→ DIRECTIVE: Where the word "styles" occurs in a line, return that line.

→ DATASET CONTENT:

▬▬▬

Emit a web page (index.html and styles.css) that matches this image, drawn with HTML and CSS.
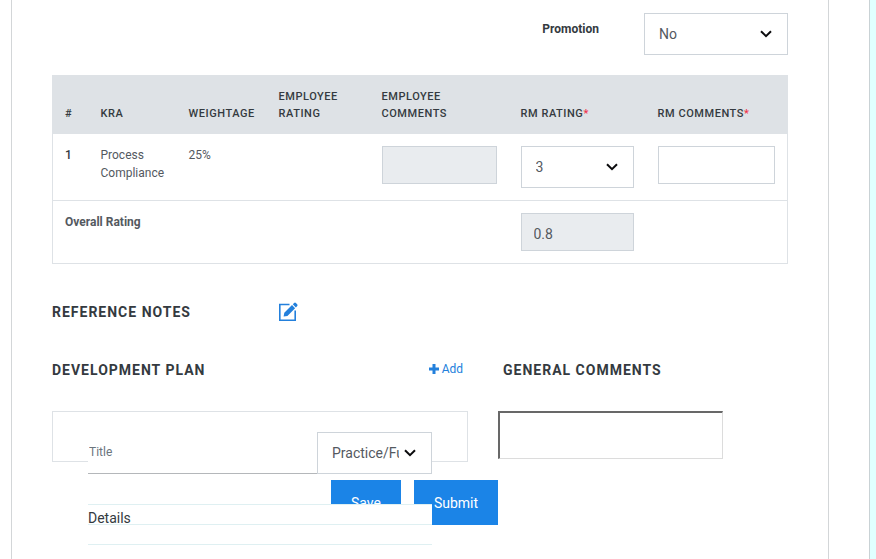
FILE: index.html
```html
<!DOCTYPE html>
<html lang="en">
<head>
<meta charset="utf-8">
<title>Performance Review</title>
<link rel="stylesheet" href="styles.css">
</head>
<body>
<div class="page">
  <main class="card">
    <form class="review">
      <div class="promotion">
        <label class="promotion-label" for="promotion">Promotion</label>
        <span class="select promotion-select">
          <select id="promotion"><option>No</option><option>Yes</option></select>
          <svg class="chevron" viewBox="0 0 12 8" aria-hidden="true"><path d="M1 1.2 6 6.2 11 1.2"/></svg>
        </span>
      </div>

      <table class="ratings">
        <colgroup>
          <col class="col-index"><col class="col-kra"><col class="col-weight"><col class="col-emp-rating"><col class="col-emp-comments"><col class="col-rm-rating"><col>
        </colgroup>
        <thead>
          <tr>
            <th scope="col">#</th>
            <th scope="col">KRA</th>
            <th scope="col">Weightage</th>
            <th scope="col">Employee Rating</th>
            <th scope="col">Employee Comments</th>
            <th scope="col">RM Rating<span class="required">*</span></th>
            <th scope="col">RM Comments<span class="required">*</span></th>
          </tr>
        </thead>
        <tbody>
          <tr>
            <th scope="row">1</th>
            <td>Process Compliance</td>
            <td>25%</td>
            <td></td>
            <td><input class="field" type="text" aria-label="Employee comments" disabled></td>
            <td>
              <span class="select">
                <select aria-label="RM rating"><option>3</option></select>
                <svg class="chevron" viewBox="0 0 12 8" aria-hidden="true"><path d="M1 1.2 6 6.2 11 1.2"/></svg>
              </span>
            </td>
            <td><input class="field" type="text" aria-label="RM comments"></td>
          </tr>
          <tr>
            <td class="overall" colspan="5">Overall Rating</td>
            <td><input class="field" type="text" aria-label="Overall rating" value="0.8" disabled></td>
            <td></td>
          </tr>
        </tbody>
      </table>

      <div class="notes">
        <h2>Reference Notes</h2>
        <button class="icon-button" type="button" aria-label="Edit reference notes">
          <svg viewBox="0 0 20 20" aria-hidden="true">
            <path class="box" d="M11.5 2.5H1.8V18.2H17.2V8.5"/>
            <path class="pen" d="M5.6 14.6 6.3 10.8 14 3.1 17.1 6.2 9.4 13.9ZM14.8 2.3 16.1 1Q17 .2 17.9 1L19.2 2.3Q20 3.2 19.2 4.1L17.9 5.4Z"/>
          </svg>
        </button>
      </div>

      <div class="columns">
        <section class="plan">
          <header class="plan-head">
            <h2>Development Plan</h2>
            <a class="add" href="#plan"><svg viewBox="0 0 10 10" aria-hidden="true"><path d="M3.5 0h3v3.5H10v3H6.5V10h-3V6.5H0v-3h3.5z"/></svg>Add</a>
          </header>
          <div class="plan-box" id="plan">
            <div class="entry">
              <div class="entry-row">
                <input class="title" type="text" placeholder="Title" aria-label="Title">
                <span class="select category">
                  <select aria-label="Category"><option>Practice/Function</option></select>
                  <svg class="chevron" viewBox="0 0 12 8" aria-hidden="true"><path d="M1 1.2 6 6.2 11 1.2"/></svg>
                </span>
              </div>
              <textarea class="details" placeholder="Details" aria-label="Details"></textarea>
            </div>
          </div>
        </section>
        <section class="general">
          <h2 id="general-title">General Comments</h2>
          <textarea class="general-text" aria-labelledby="general-title"></textarea>
        </section>
      </div>

      <div class="actions">
        <button class="button" type="button">Save</button>
        <button class="button" type="submit">Submit</button>
      </div>
    </form>
  </main>
</div>
</body>
</html>
```
FILE: styles.css
```css
* {
  box-sizing: border-box;
}

body {
  margin: 0;
  background: #e0ffff;
  color: #54595f;
  font: 12px/18px Roboto, sans-serif;
  overflow: hidden;
}

.page {
  display: flex;
  min-height: 100vh;
  margin-right: 6px;
  padding: 0 40px 0 11px;
  border-right: 1px solid #c9d2d5;
  background: #fff;
}

.card {
  flex: 1;
  padding: 13px 40px 0;
  border: solid #d3d6d8;
  border-width: 0 1px;
}

input,
select,
textarea,
button {
  margin: 0;
  border-radius: 0;
  font-family: inherit;
  color: inherit;
}

h2 {
  margin: 0;
  color: #343a40;
  font-size: 14px;
  font-weight: 700;
  line-height: 20px;
  letter-spacing: 1px;
  text-transform: uppercase;
}

.promotion {
  display: flex;
  justify-content: flex-end;
  gap: 45px;
  margin-bottom: 20px;
}

.promotion-label {
  padding-top: 7px;
  color: #343a40;
  font-weight: 700;
}

.select {
  position: relative;
  display: block;
}

.select select {
  display: block;
  width: 100%;
  height: 42px;
  padding: 0 32px 0 14px;
  border: 1px solid #ced4da;
  background: #fff;
  font-size: 14px;
  appearance: none;
}

.promotion-select {
  width: 144px;
}

.chevron {
  position: absolute;
  top: 17px;
  right: 16px;
  width: 12px;
  height: 8px;
  fill: none;
  stroke: #0b0b0d;
  stroke-width: 2;
  pointer-events: none;
}

.ratings {
  width: 100%;
  table-layout: fixed;
  border-collapse: collapse;
  border: 1px solid #dee2e6;
}

.col-index { width: 36px; }
.col-kra { width: 88px; }
.col-weight { width: 90px; }
.col-emp-rating { width: 103px; }
.col-emp-comments { width: 139px; }
.col-rm-rating { width: 137px; }

.ratings th,
.ratings td {
  padding: 12px;
  text-align: left;
  vertical-align: top;
}

.ratings thead th {
  background: #dee2e6;
  color: #343a40;
  font-size: 11px;
  font-weight: 500;
  line-height: 17px;
  letter-spacing: 0.05em;
  text-transform: uppercase;
  vertical-align: bottom;
}

.ratings tbody tr + tr {
  border-top: 1px solid #dee2e6;
}

.ratings tbody th {
  color: #343a40;
  font-weight: 500;
}

.ratings .overall {
  font-weight: 700;
}

.required {
  color: #f0324b;
}

.field {
  display: block;
  width: 100%;
  height: 38px;
  padding: 4px 12px 0;
  border: 1px solid #ced4da;
  background: #fff;
  font-size: 14px;
}

.field:disabled {
  background: #e9ecef;
}

.notes {
  display: flex;
  align-items: center;
  margin-top: 38px;
}

.notes h2 {
  width: 226px;
}

.icon-button {
  width: 20px;
  height: 20px;
  padding: 0;
  border: 0;
  background: none;
}

.icon-button svg {
  display: block;
}

.box {
  fill: none;
  stroke: #2380dc;
  stroke-width: 1.6;
}

.pen {
  fill: #2380dc;
}

.columns {
  display: grid;
  grid-template-columns: 416px 1fr;
  gap: 30px;
  margin-top: 38px;
}

.plan-head {
  display: flex;
  justify-content: space-between;
  padding-right: 5px;
}

.add {
  display: flex;
  align-items: center;
  gap: 3px;
  height: 18px;
  color: #2380dc;
  text-decoration: none;
}

.add svg {
  width: 10px;
  height: 10px;
  fill: currentColor;
}

.plan-box {
  height: 51px;
  margin-top: 31px;
  padding: 20px 35px 0;
  border: 1px solid #dee2e6;
}

.entry {
  position: relative;
  z-index: 1;
}

.entry-row {
  display: flex;
}

.title {
  flex: 1;
  min-width: 0;
  height: 42px;
  padding: 0 1px 2px;
  border: 0;
  border-bottom: 1px solid #b4b7ba;
  background: #fff;
  font-size: 12px;
}

.title::placeholder {
  color: #6c757d;
}

.category {
  width: 115px;
}

.details {
  display: block;
  width: 100%;
  height: 80px;
  margin-top: 30px;
  padding: 4px 0 0;
  border: 0;
  background: repeating-linear-gradient(#dff0f2 0 1px, #fff 1px 20px);
  font-size: 14px;
  line-height: 20px;
  resize: none;
}

.details::placeholder {
  color: #343a40;
}

.general h2 {
  padding-left: 5px;
}

.general-text {
  display: block;
  width: 225px;
  height: 48px;
  margin-top: 31px;
  border: solid;
  border-width: 2px 1px 1px 2px;
  border-color: #686868 #dcdcdc #dcdcdc #686868;
  background: #fff;
  resize: none;
}

.actions {
  display: flex;
  justify-content: center;
  gap: 13px;
  margin: 18px 11px 0 0;
}

.button {
  height: 45px;
  padding: 0 20px;
  border: 0;
  background: #1b84e7;
  color: #fff;
  font-size: 14px;
}
```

▬▬▬

→ REPLY TO THE EXERCISE:
Emit a web page (index.html and styles.css) that matches this image, drawn with HTML and CSS.
<link rel="stylesheet" href="styles.css">
FILE: styles.css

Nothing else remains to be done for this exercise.